Aisling Wall, scheme project manager for Network Rail, said: “I would like to thank residents and motorists for their patience while we have completed this work which is part of our Railway Upgrade Plan to provide a better railway for passengers. It will allow faster, greener and more frequent services to operate and we did all we could to complete the work as safely and quickly as possible. We also worked closely with Bolton Council which completed its work at the same time to minimise disruption.”
In under two years, Network Rail has rebuilt 15 road bridges and four footbridges on the line between Manchester and Preston via Bolton — along with demolishing one bridge which is no longer used and rebuilding the River Chor Aqueduct in Chorley.

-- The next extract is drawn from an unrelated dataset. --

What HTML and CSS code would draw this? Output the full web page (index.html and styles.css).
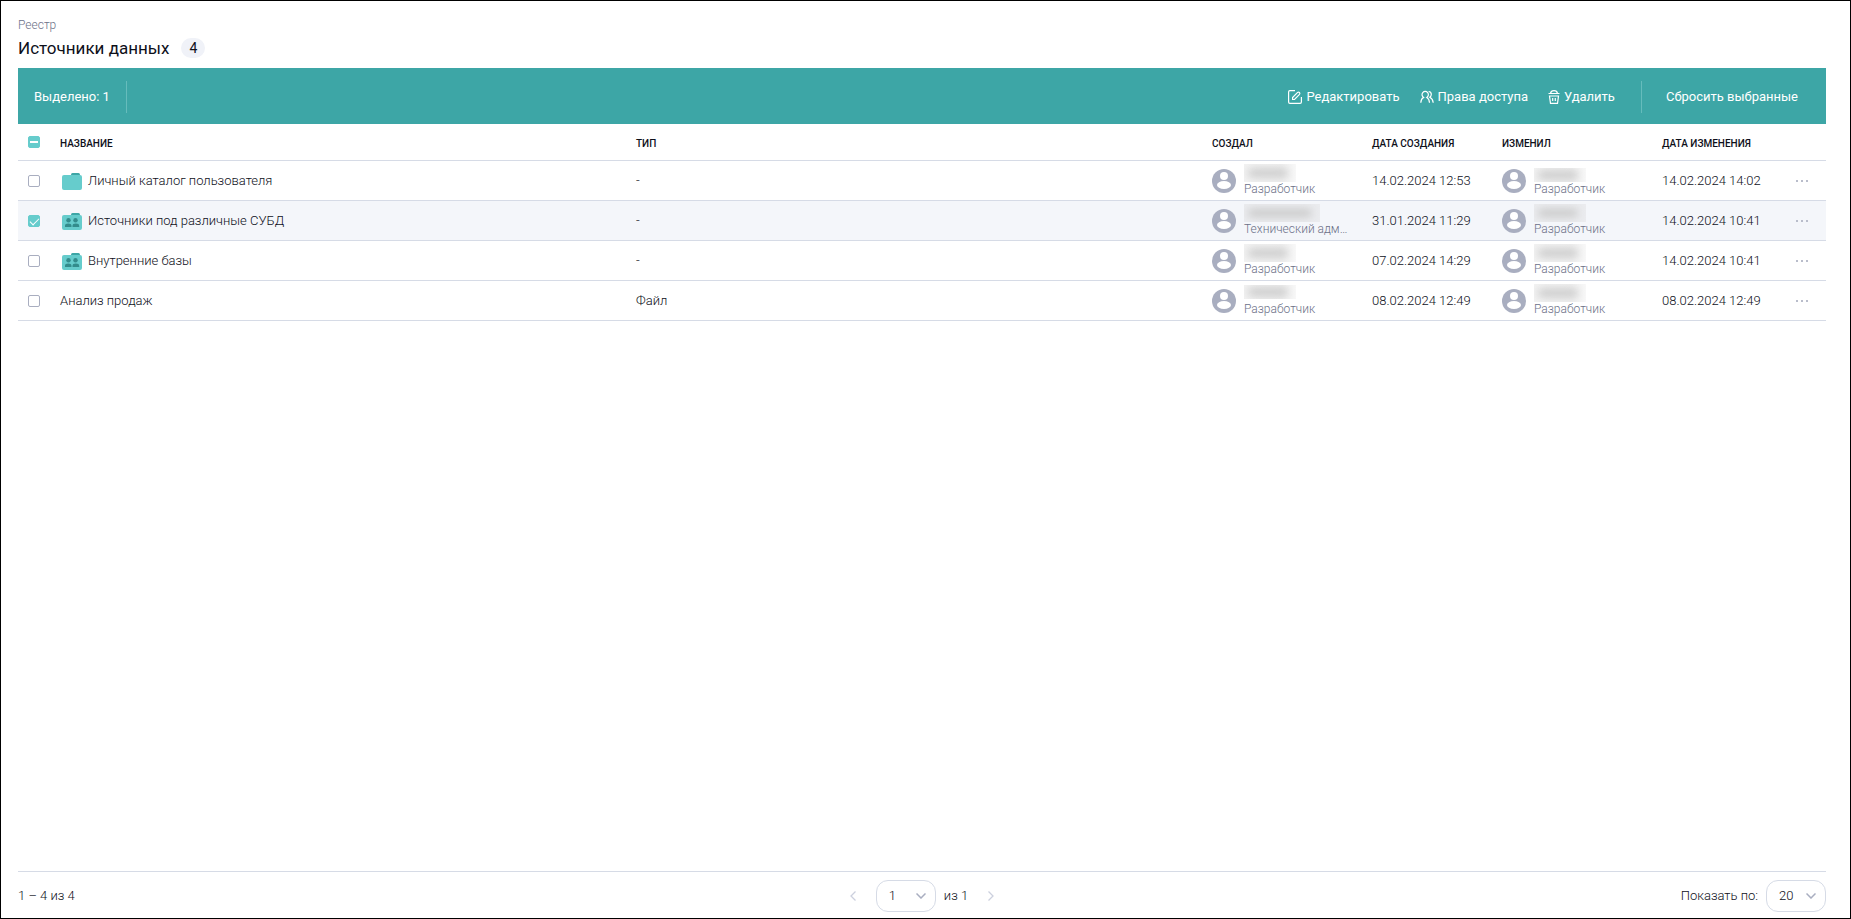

Brendan McNeill, operations manager for contractor J.Murphy & Sons, said: “The hard work and professionalism of everyone involved has enabled the work to be completed safely and quickly. There is never a good time to close roads but we did all we could to minimise the impact.”
Blackrod councillor Ann Cunliffe said: “It’s great that the road is opening weeks ahead of schedule. Also it was good that while the road was closed we were able to resurface it and improve it. Residents have had to put up with a lot of disruption and I’d like to thank them again for their patience”.
The new bridge will not need any major work for over 100 years, benefitting the local road and rail network.
The photograph shows (from left): Councillor David Chadwick, Councillor Ann Cunliffe, Brendan McNeill (Murphys), Paul Davies (Murphys) and Stephen Cooper of Network Rail.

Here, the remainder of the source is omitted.